A vector of dataframes with extracted information for all acts.

Returning Objects

The methods in this section return objects or vectors of objects.

static ActsExtractor.get_act_obj(ato_id, file, backend=None, pipeline=None)[source]

Extract a single act type from a single DODF.

Object format.

Parameters
  • ato_id (string) – The name of the act to extract.

  • file (string) – Path of the file.

  • backend (string) – Backend of act extraction, either Regex or NER.

Returns

An object of the desired act, already with extracted information.

static ActsExtractor.get_all_obj(file, backend=None, pipeline=None)[source]

Extract all act types from a single DODF object.

Object format.

Parameters
  • file (string) – Path of the file.

  • backend (string) – Backend of act extraction, either Regex or NER.

Returns

A vector of objects of all the acts with extracted information.

Returning Dataframes

The methods in this section return dataframes or vectors of dataframes.

static ActsExtractor.get_act_df(ato_id, file, backend)[source]

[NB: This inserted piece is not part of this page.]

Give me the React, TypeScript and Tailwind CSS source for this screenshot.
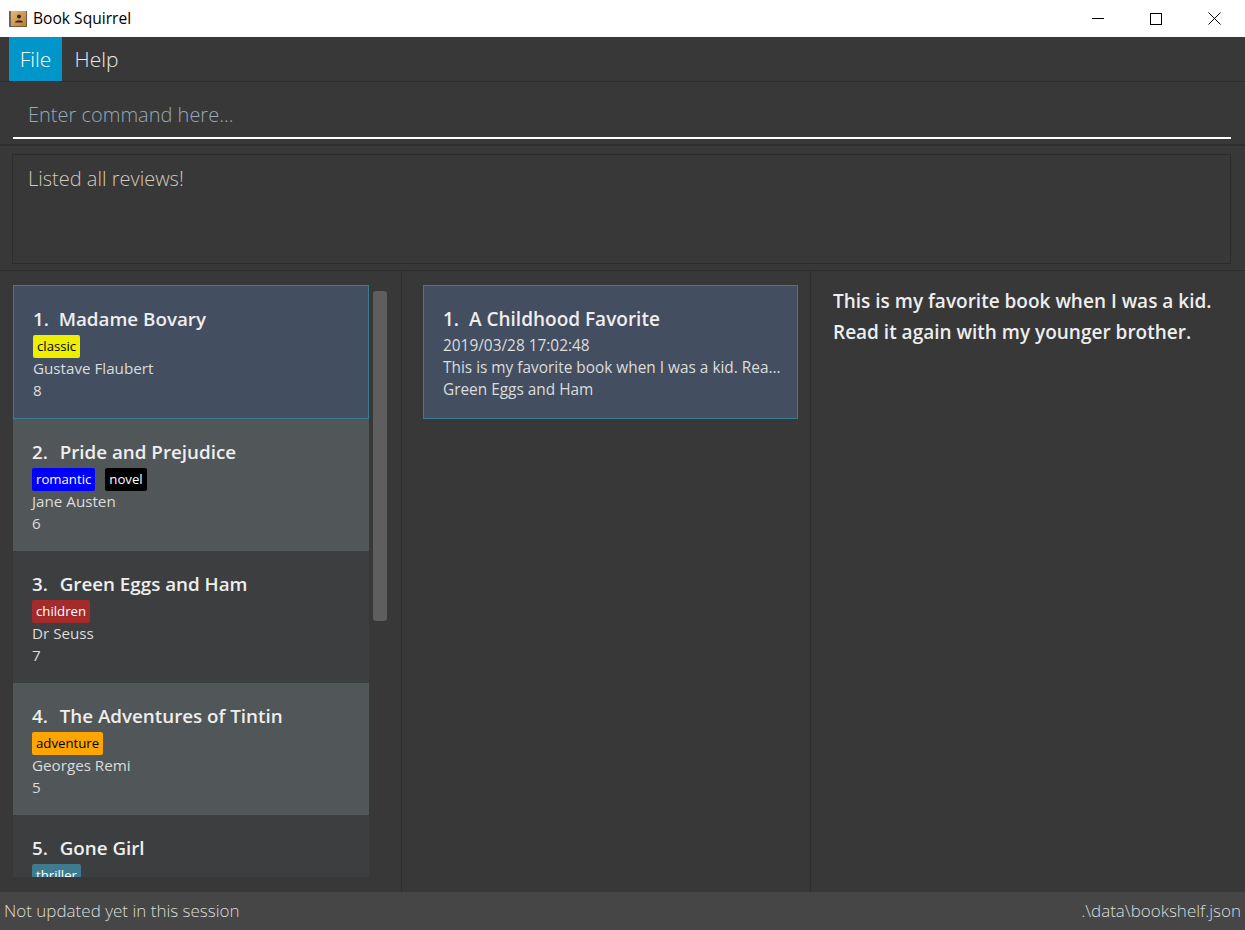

Extract a single act type from a single DODF.

Dataframe format.

Parameters
  • ato_id (string) – The name of the act to extract.

  • file (string) – Path of the file.

  • backend (string) – Backend of act extraction, either Regex or NER.

Returns

A dataframe with extracted information, for the desired act.

static ActsExtractor.get_all_df(file, backend)[source]

Extract all act types from a single DODF file.

Dataframe format.

Parameters
  • file (string) – Path of the file.

  • backend (string) – Backend of act extraction, either regex or ner.

Returns

A vector of dataframes with extracted information for all acts.

static ActsExtractor.get_xml(file, _, i)[source]

Extract all act types from a single DODF in xml.

Dataframe format.

Parameters
  • file (string) – Path of the file.

  • backend (string) – Backend of act extraction, either regex or ner.

Returns

A vector of dataframes with extracted information for all acts.